Reste la contrainte de place en chaufferie, mais qui peut, dans certain cas, se résoudre par une vanne trois voie et une PAC déportée vers la toiture ou tout autre espace disponible.
Booster les émetteurs
Si un abaissement du régime de température est nécessaire pour justifier le passage à une pompe à chaleur, mais que cet abaissement implique une perte de puissance inacceptable aux niveau des émetteurs, il convient d’envisager une intervention sur ceux-ci.
Il peut s’agir soit :
- De l’ajout d’un radiateur supplémentaire sur le circuit existant
- D’un remplacement par un modèle plus puissant (et donc plus gros)

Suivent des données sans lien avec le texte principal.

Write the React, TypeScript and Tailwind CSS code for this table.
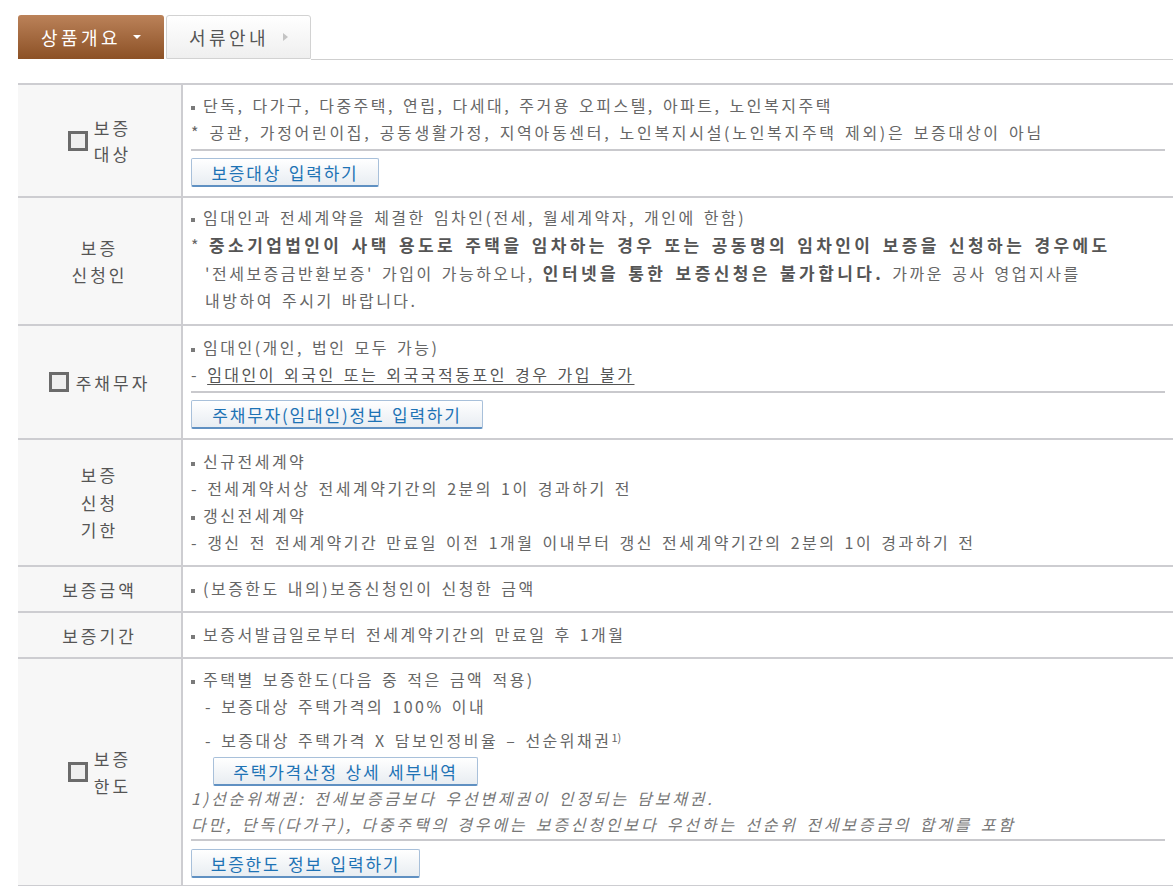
import type { ReactNode } from 'react';

const Bullet = () => (
  <span className="inline-block w-[4px] h-[4px] bg-[#7a7a7a] mr-[8px] align-middle" />
);

const Check = () => (
  <span className="inline-block w-[20px] h-[20px] border-[3px] border-[#6b6b6b] bg-[#efefef] shrink-0" />
);

const Divider = ({ className = '' }: { className?: string }) => (
  <div className={`h-[2px] bg-[#c9c9cd] mr-[8px] ${className}`} />
);

function Btn({ children, className = '' }: { children: ReactNode; className?: string }) {
  return (
    <button
      className={`h-[29px] flex items-center justify-center rounded-[2px] border border-[#a8c0da] border-b-[2px] border-b-[#5f90c2] bg-linear-to-b from-white to-[#e8edf2] text-[17px] tracking-[1.8px] text-[#1e73b5] [word-spacing:2px] ${className}`}
    >
      {children}
    </button>
  );
}

function Row({ label, children, className = '' }: { label: ReactNode; children: ReactNode; className?: string }) {
  return (
    <div className="grid grid-cols-[165px_1fr] border-b-2 border-[#cdcdd1]">
      <div className="bg-[#f7f7f7] border-r-2 border-[#cdcdd1] flex items-center justify-center text-[17px] tracking-[3px] text-[#555]">
        {label}
      </div>
      <div className={`pl-[8px] ${className}`}>{children}</div>
    </div>
  );
}

export default function App() {
  return (
    <div className="min-h-screen bg-white pt-[15px] pl-[18px] font-['Noto_Sans_CJK_KR','Noto_Sans',sans-serif] text-[16px] leading-[27px] tracking-[2.5px] text-[#666] [word-spacing:2px]">
      {/* Tabs */}
      <div className="flex h-[44px]">
        <div className="w-[146px] rounded-t-[3px] bg-linear-to-b from-[#bb8259] to-[#8c5125] flex items-center justify-center gap-[12px] text-white text-[18px] tracking-[3.5px]">
          <span>상품개요</span>
          <span className="w-0 h-0 border-x-[4px] border-x-transparent border-t-[4px] border-t-white" />
        </div>
        <div className="ml-[2px] w-[145px] rounded-t-[3px] border border-[#d2d2d2] bg-linear-to-b from-white to-[#efefef] flex items-center justify-center gap-[14px] text-[#555] text-[18px] tracking-[3.5px]">
          <span>서류안내</span>
          <span className="w-0 h-0 border-y-[4px] border-y-transparent border-l-[5px] border-l-[#c4c4c4]" />
        </div>
        <div className="flex-1 border-b border-[#cfcfcf] -mb-[1px]" />
      </div>

      {/* Table */}
      <div className="mt-[24px] border-t-2 border-[#cdcdd1]">
        <Row
          className="pt-[7px] pb-[9px]"
          label={
            <div className="flex items-center gap-[6px] leading-[26px]">
              <Check />
              <div>
                <div>보증</div>
                <div>대상</div>
              </div>
            </div>
          }
        >
          <div className="whitespace-nowrap"><Bullet />단독, 다가구, 다중주택, 연립, 다세대, 주거용 오피스텔, 아파트, 노인복지주택</div>
          <div className="whitespace-nowrap tracking-[2.7px]">* 공관, 가정어린이집, 공동생활가정, 지역아동센터, 노인복지시설(노인복지주택 제외)은 보증대상이 아님</div>
          <Divider className="mt-[3px]" />
          <Btn className="mt-[7px] w-[188px]">보증대상 입력하기</Btn>
        </Row>

        <Row
          className="pt-[6px] pb-[10px]"
          label={
            <div className="text-center">
              <div>보증</div>
              <div>신청인</div>
            </div>
          }
        >
          <div className="whitespace-nowrap"><Bullet />임대인과 전세계약을 체결한 임차인(전세, 월세계약자, 개인에 한함)</div>
          <div className="whitespace-nowrap">
            *{' '}
            <b className="text-[17px] tracking-[3.4px] text-[#555]">중소기업법인이 사택 용도로 주택을 임차하는 경우 또는 공동명의 임차인이 보증을 신청하는 경우에도</b>
          </div>
          <div className="whitespace-nowrap pl-[14px]">
            '전세보증금반환보증' 가입이 가능하오나,{' '}
            <b className="text-[17px] tracking-[3.4px] text-[#555]">인터넷을 통한 보증신청은 불가합니다.</b> 가까운 공사 영업지사를
          </div>
          <div className="whitespace-nowrap pl-[14px]">내방하여 주시기 바랍니다.</div>
        </Row>

        <Row
          className="pt-[8px] pb-[9px]"
          label={
            <div className="flex items-center gap-[7px]">
              <Check />
              <span>주채무자</span>
            </div>
          }
        >
          <div className="whitespace-nowrap"><Bullet />임대인(개인, 법인 모두 가능)</div>
          <div className="whitespace-nowrap">
            - <span className="underline underline-offset-[3px] text-[#555]">임대인이 외국인 또는 외국국적동포인 경우 가입 불가</span>
          </div>
          <Divider className="mt-[3px]" />
          <Btn className="mt-[7px] w-[292px]">주채무자(임대인)정보 입력하기</Btn>
        </Row>

        <Row
          className="pt-[8px] pb-[9px]"
          label={
            <div className="text-center leading-[27.5px]">
              <div>보증</div>
              <div>신청</div>
              <div>기한</div>
            </div>
          }
        >
          <div className="whitespace-nowrap"><Bullet />신규전세계약</div>
          <div className="whitespace-nowrap">- 전세계약서상 전세계약기간의 2분의 1이 경과하기 전</div>
          <div className="whitespace-nowrap"><Bullet />갱신전세계약</div>
          <div className="whitespace-nowrap">- 갱신 전 전세계약기간 만료일 이전 1개월 이내부터 갱신 전세계약기간의 2분의 1이 경과하기 전</div>
        </Row>

        <Row className="pt-[8px] pb-[9px]" label={<span>보증금액</span>}>
          <div className="whitespace-nowrap"><Bullet />(보증한도 내의)보증신청인이 신청한 금액</div>
        </Row>

        <Row className="pt-[8px] pb-[9px]" label={<span>보증기간</span>}>
          <div className="whitespace-nowrap"><Bullet />보증서발급일로부터 전세계약기간의 만료일 후 1개월</div>
        </Row>

        <Row
          className="pt-[7px] pb-[7px]"
          label={
            <div className="flex items-center gap-[6px] leading-[27px]">
              <Check />
              <div>
                <div>보증</div>
                <div>한도</div>
              </div>
            </div>
          }
        >
          <div className="whitespace-nowrap"><Bullet />주택별 보증한도(다음 중 적은 금액 적용)</div>
          <div className="whitespace-nowrap pl-[14px]">- 보증대상 주택가격의 100% 이내</div>
          <div className="whitespace-nowrap pl-[14px] mt-[7px]">
            - 보증대상 주택가격 X 담보인정비율 – 선순위채권<sup className="text-[11px] tracking-normal">1)</sup>
          </div>
          <Btn className="mt-[3px] ml-[22px] w-[265px]">주택가격산정 상세 세부내역</Btn>
          <div className="italic text-[#777] leading-[26px] tracking-[2.8px] -mt-[1px]">
            <div className="whitespace-nowrap">1)선순위채권: 전세보증금보다 우선변제권이 인정되는 담보채권.</div>
            <div className="whitespace-nowrap">다만, 단독(다가구), 다중주택의 경우에는 보증신청인보다 우선하는 선순위 전세보증금의 합계를 포함</div>
          </div>
          <Divider className="mt-[2px]" />
          <Btn className="mt-[8px] w-[229px]">보증한도 정보 입력하기</Btn>
        </Row>
      </div>
    </div>
  );
}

- D’un remplacement par une autre technologie, telle que les ventilo-convecteurs
- D’adjoindre à vos radiateur un ventilateur pour augmenter le débit d’air et donc la puissance de l’émetteur : en augmentant le mouvement d’air au sein du radiateur, on augmente le coefficient de convection entre le métal et l’air. Ils permettent donc de de réduire la température d’eau sans perte de confort. Mais à quel point ? Si certains sites de vente en ligne promettent des 50 à 80% d’augmentation de puissance, il faut raison garder: une conservation de puissance pour une réduction de 10 à 15°C sur le régime de température parait un objectif plus réaliste. Et qui peut tout à fait rendre possible une installation : si votre installation de chauffage ne date pas de Mathusalem, il est probable qu’elle ait été dimensionnée sur un régime 75/65. Comptez là-dessus une réduction possible de 15°C par des boosters, et quelques degrés “inutile” vu la tendance à surdimensionner les installations (par des facteurs de relance généreux notamment), et le compte est bon pour la PAC.
Si rien de tout cela n’est possible, l’ajout d’un chauffage d’appoint électrique, ou de systèmes de chauffage de proximité, peut aussi être envisagé.